AIM
Find every line in the records that holds the string "code". Copy each one.
========================
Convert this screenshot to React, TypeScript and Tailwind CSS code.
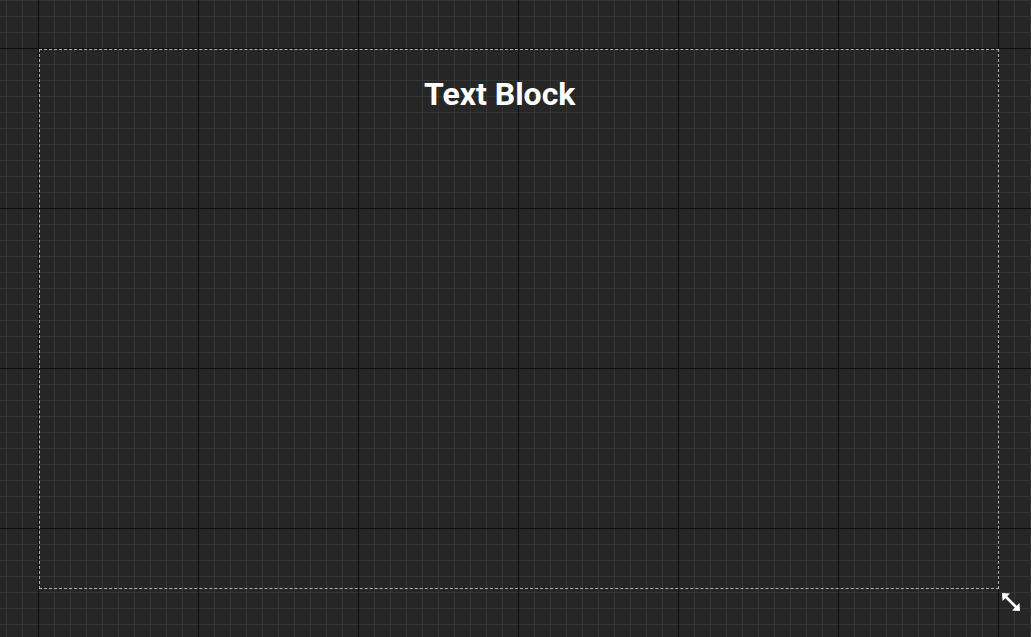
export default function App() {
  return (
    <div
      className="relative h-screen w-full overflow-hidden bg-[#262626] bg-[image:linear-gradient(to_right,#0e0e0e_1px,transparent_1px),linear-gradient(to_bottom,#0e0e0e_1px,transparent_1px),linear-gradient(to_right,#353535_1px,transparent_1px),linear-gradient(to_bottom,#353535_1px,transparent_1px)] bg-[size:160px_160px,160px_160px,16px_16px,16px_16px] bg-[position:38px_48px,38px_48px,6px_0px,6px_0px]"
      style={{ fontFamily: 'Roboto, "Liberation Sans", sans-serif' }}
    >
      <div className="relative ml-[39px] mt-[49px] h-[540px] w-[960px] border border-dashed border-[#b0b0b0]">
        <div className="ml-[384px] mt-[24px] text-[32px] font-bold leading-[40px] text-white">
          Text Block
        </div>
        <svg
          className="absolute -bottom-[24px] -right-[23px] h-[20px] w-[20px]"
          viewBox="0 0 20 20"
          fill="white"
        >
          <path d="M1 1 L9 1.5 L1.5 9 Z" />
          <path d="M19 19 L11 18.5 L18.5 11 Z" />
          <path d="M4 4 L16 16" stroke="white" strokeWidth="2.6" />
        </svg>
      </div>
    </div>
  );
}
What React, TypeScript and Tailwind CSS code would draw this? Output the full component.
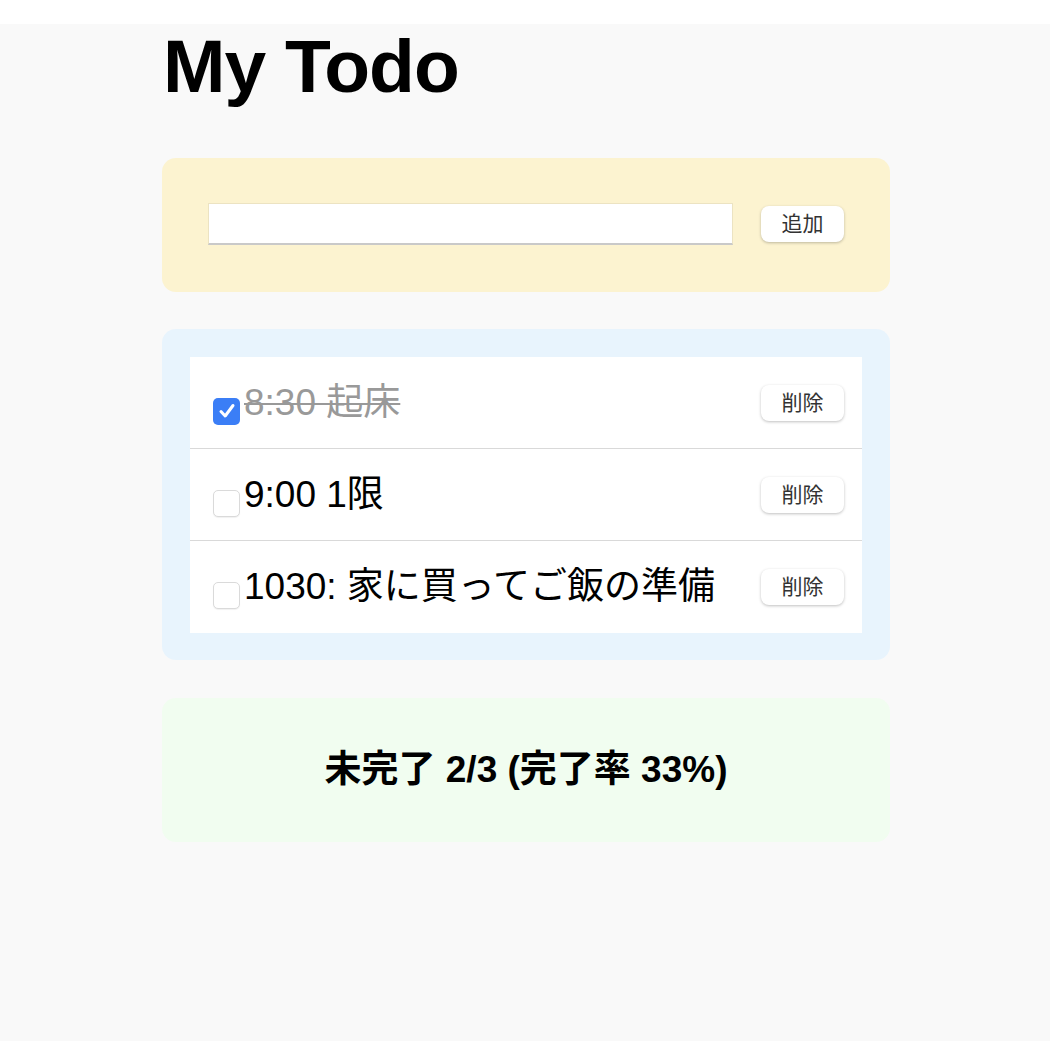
========================
FINISHED TASK
Convert this screenshot to React, TypeScript and Tailwind CSS code.
What React, TypeScript and Tailwind CSS code would draw this? Output the full component.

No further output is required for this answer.